— BEGIN RAW RECORDS —

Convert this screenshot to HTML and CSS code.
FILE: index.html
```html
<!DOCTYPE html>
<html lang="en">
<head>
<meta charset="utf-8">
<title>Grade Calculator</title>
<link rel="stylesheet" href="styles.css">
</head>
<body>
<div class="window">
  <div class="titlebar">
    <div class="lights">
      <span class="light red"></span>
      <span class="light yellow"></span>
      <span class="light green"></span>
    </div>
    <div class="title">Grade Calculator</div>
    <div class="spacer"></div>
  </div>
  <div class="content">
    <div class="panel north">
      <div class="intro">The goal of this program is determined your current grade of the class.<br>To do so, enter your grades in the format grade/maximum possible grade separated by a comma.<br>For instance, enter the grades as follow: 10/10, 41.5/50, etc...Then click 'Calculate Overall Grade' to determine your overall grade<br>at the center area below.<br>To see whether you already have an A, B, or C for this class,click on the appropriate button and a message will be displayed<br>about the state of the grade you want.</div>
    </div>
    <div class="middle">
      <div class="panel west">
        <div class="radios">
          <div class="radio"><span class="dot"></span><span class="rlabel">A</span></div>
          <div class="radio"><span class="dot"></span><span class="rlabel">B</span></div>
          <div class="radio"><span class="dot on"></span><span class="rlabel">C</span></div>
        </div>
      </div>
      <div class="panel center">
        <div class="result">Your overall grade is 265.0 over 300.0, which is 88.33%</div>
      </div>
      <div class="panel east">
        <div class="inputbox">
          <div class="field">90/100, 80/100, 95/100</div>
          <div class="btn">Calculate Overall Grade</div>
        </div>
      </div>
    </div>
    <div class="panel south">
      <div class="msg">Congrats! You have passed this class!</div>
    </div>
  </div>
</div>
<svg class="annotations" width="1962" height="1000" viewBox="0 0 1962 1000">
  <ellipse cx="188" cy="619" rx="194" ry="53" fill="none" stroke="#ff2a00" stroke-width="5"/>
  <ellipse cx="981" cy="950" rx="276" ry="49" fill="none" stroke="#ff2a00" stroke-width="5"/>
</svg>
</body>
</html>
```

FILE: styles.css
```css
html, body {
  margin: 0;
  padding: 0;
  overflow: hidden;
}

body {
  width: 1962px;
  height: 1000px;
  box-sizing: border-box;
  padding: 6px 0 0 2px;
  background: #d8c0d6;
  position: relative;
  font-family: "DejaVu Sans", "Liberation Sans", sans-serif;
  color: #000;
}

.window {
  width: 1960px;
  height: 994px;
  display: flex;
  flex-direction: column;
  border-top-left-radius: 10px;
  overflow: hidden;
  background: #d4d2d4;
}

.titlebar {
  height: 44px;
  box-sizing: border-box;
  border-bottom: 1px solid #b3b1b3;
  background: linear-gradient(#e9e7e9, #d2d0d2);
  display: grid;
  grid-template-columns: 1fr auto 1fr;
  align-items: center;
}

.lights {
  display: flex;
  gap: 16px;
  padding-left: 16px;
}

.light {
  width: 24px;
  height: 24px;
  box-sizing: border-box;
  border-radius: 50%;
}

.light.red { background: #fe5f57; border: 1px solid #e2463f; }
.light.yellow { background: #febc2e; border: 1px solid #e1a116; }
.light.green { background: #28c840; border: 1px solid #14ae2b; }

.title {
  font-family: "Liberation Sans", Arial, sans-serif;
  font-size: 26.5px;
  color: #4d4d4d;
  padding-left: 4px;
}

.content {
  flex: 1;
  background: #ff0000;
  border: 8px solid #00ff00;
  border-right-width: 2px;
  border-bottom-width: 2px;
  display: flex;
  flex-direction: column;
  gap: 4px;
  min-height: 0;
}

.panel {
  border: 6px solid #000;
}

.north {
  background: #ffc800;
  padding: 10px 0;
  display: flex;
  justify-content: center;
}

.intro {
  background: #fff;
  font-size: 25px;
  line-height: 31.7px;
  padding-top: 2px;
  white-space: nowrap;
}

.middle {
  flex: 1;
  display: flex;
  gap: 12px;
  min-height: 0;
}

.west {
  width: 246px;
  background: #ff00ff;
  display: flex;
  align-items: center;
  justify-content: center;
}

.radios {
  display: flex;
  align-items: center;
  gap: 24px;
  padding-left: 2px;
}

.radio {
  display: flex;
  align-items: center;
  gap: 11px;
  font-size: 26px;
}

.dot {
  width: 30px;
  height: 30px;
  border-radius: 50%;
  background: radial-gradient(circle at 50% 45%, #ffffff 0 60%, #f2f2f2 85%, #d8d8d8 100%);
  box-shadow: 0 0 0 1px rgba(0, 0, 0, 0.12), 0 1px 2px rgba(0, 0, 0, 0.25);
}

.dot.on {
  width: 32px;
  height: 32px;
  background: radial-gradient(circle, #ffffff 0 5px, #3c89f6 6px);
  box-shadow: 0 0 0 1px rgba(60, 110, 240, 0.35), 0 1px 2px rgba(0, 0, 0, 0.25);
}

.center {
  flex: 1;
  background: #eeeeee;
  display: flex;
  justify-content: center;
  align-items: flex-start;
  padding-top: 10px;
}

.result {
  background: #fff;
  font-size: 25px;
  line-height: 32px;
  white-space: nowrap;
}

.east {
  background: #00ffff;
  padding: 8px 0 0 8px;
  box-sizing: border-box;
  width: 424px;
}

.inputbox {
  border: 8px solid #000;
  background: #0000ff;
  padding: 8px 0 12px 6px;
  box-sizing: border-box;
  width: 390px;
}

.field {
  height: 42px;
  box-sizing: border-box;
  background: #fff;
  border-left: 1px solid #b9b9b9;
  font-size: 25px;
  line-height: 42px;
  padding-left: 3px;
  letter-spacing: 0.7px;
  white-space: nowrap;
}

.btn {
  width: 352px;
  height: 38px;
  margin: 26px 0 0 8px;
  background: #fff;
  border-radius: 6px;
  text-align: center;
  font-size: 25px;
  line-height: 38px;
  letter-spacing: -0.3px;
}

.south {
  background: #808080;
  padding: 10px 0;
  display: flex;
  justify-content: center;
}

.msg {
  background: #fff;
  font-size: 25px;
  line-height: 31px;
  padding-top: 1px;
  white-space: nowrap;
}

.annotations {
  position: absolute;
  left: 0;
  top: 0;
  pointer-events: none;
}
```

— END RAW RECORDS —
— BEGIN RAW RECORDS —

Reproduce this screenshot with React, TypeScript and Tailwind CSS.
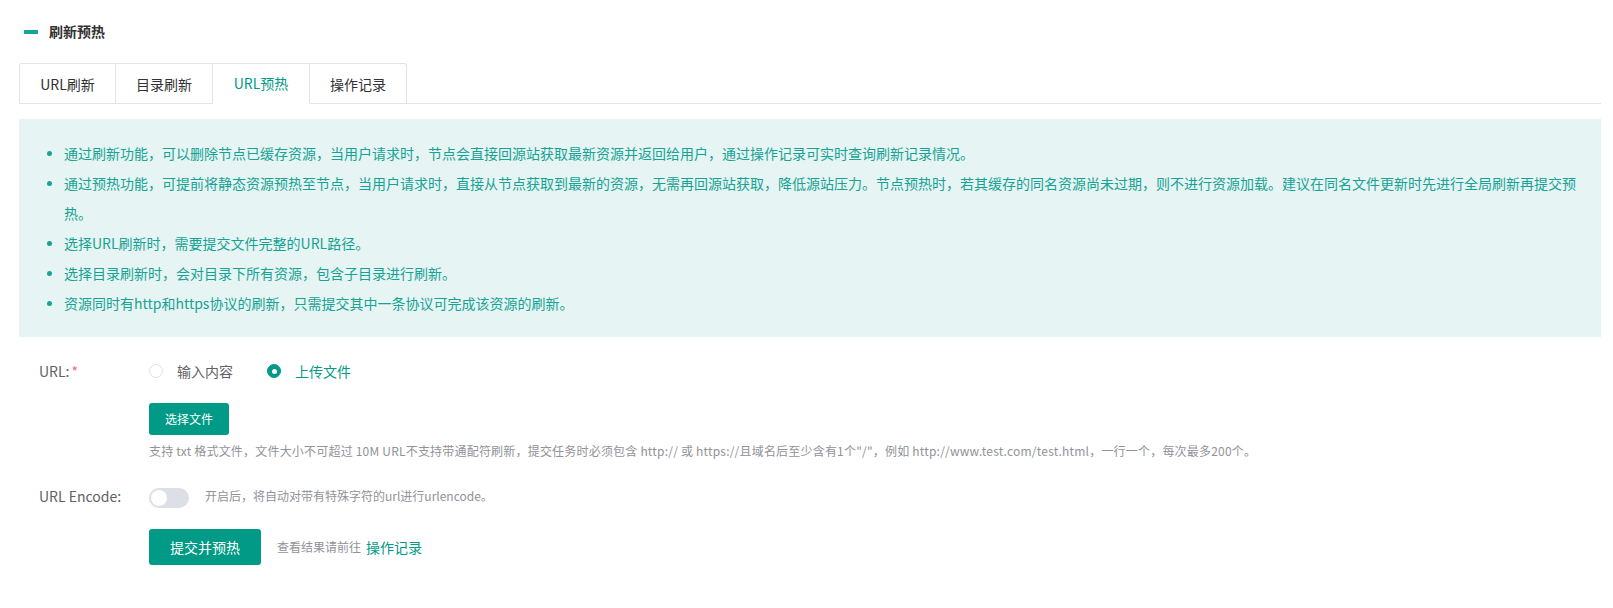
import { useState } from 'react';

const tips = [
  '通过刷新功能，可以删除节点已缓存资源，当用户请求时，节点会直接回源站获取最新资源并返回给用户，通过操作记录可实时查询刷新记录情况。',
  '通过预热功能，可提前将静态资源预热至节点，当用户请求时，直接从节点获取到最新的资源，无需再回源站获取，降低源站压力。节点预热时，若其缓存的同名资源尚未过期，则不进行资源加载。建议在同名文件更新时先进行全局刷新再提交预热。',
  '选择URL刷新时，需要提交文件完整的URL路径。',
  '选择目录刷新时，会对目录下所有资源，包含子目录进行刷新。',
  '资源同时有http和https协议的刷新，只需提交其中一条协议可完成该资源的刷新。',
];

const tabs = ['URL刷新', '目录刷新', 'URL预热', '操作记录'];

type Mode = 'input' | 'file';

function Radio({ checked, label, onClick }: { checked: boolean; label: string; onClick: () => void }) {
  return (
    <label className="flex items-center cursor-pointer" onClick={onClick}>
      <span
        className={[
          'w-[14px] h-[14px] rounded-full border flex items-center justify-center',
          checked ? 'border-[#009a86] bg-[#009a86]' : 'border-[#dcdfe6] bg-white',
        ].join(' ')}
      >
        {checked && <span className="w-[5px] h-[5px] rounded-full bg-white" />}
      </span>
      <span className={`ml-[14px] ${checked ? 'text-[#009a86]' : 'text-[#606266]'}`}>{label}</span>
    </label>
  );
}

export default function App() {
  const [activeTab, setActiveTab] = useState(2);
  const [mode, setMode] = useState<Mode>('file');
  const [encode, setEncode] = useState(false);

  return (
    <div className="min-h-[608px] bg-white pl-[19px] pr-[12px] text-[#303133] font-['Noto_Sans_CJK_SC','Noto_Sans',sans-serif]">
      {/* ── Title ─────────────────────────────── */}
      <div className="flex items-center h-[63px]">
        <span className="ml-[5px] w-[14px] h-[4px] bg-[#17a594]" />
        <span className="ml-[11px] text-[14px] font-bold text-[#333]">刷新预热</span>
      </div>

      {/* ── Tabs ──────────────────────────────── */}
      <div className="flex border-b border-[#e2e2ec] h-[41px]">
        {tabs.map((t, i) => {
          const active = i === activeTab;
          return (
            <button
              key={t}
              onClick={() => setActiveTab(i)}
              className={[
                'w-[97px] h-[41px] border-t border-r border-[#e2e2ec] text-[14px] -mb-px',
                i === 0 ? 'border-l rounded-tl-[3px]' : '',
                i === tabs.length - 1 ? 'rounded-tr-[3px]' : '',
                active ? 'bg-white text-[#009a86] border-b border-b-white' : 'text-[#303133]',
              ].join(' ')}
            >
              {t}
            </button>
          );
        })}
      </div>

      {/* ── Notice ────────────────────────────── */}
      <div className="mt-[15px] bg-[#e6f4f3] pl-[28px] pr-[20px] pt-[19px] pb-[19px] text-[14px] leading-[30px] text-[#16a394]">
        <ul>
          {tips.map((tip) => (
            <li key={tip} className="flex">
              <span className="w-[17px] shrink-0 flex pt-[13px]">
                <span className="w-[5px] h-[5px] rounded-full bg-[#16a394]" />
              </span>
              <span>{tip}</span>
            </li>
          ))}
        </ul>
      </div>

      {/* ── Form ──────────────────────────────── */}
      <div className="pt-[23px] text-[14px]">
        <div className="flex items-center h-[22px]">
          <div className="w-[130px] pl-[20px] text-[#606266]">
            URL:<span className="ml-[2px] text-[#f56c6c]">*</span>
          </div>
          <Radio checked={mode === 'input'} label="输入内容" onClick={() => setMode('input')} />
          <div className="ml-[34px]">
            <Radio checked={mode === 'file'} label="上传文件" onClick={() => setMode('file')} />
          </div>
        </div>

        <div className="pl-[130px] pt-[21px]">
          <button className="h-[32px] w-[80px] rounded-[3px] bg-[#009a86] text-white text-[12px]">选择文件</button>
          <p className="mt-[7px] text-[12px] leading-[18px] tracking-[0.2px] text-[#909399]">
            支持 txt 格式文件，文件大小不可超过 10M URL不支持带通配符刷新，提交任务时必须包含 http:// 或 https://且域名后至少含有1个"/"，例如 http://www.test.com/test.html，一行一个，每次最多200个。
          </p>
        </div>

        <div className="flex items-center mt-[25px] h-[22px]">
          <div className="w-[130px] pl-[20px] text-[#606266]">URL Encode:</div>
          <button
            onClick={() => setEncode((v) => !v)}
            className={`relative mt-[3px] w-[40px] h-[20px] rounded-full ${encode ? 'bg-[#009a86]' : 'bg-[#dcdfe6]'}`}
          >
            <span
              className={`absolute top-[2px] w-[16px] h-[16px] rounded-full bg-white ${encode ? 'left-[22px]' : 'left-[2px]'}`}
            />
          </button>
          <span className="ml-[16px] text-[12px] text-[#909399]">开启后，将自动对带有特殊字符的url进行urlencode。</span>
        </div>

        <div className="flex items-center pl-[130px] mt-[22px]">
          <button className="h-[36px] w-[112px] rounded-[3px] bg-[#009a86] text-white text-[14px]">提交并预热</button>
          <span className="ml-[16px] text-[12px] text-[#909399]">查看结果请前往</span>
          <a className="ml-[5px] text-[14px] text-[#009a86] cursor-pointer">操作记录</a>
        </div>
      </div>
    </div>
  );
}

— END RAW RECORDS —

— WHAT YOU SHOULD DO —
Any pictures should be left out. Reproduce every line from the one holding "Reproduce this screenshot" down to the one holding "const [encode, setEncode]", both of those lines included.

— FINAL ANSWER —
Reproduce this screenshot with React, TypeScript and Tailwind CSS.
import { useState } from 'react';

const tips = [
  '通过刷新功能，可以删除节点已缓存资源，当用户请求时，节点会直接回源站获取最新资源并返回给用户，通过操作记录可实时查询刷新记录情况。',
  '通过预热功能，可提前将静态资源预热至节点，当用户请求时，直接从节点获取到最新的资源，无需再回源站获取，降低源站压力。节点预热时，若其缓存的同名资源尚未过期，则不进行资源加载。建议在同名文件更新时先进行全局刷新再提交预热。',
  '选择URL刷新时，需要提交文件完整的URL路径。',
  '选择目录刷新时，会对目录下所有资源，包含子目录进行刷新。',
  '资源同时有http和https协议的刷新，只需提交其中一条协议可完成该资源的刷新。',
];

const tabs = ['URL刷新', '目录刷新', 'URL预热', '操作记录'];

type Mode = 'input' | 'file';

function Radio({ checked, label, onClick }: { checked: boolean; label: string; onClick: () => void }) {
  return (
    <label className="flex items-center cursor-pointer" onClick={onClick}>
      <span
        className={[
          'w-[14px] h-[14px] rounded-full border flex items-center justify-center',
          checked ? 'border-[#009a86] bg-[#009a86]' : 'border-[#dcdfe6] bg-white',
        ].join(' ')}
      >
        {checked && <span className="w-[5px] h-[5px] rounded-full bg-white" />}
      </span>
      <span className={`ml-[14px] ${checked ? 'text-[#009a86]' : 'text-[#606266]'}`}>{label}</span>
    </label>
  );
}

export default function App() {
  const [activeTab, setActiveTab] = useState(2);
  const [mode, setMode] = useState<Mode>('file');
  const [encode, setEncode] = useState(false);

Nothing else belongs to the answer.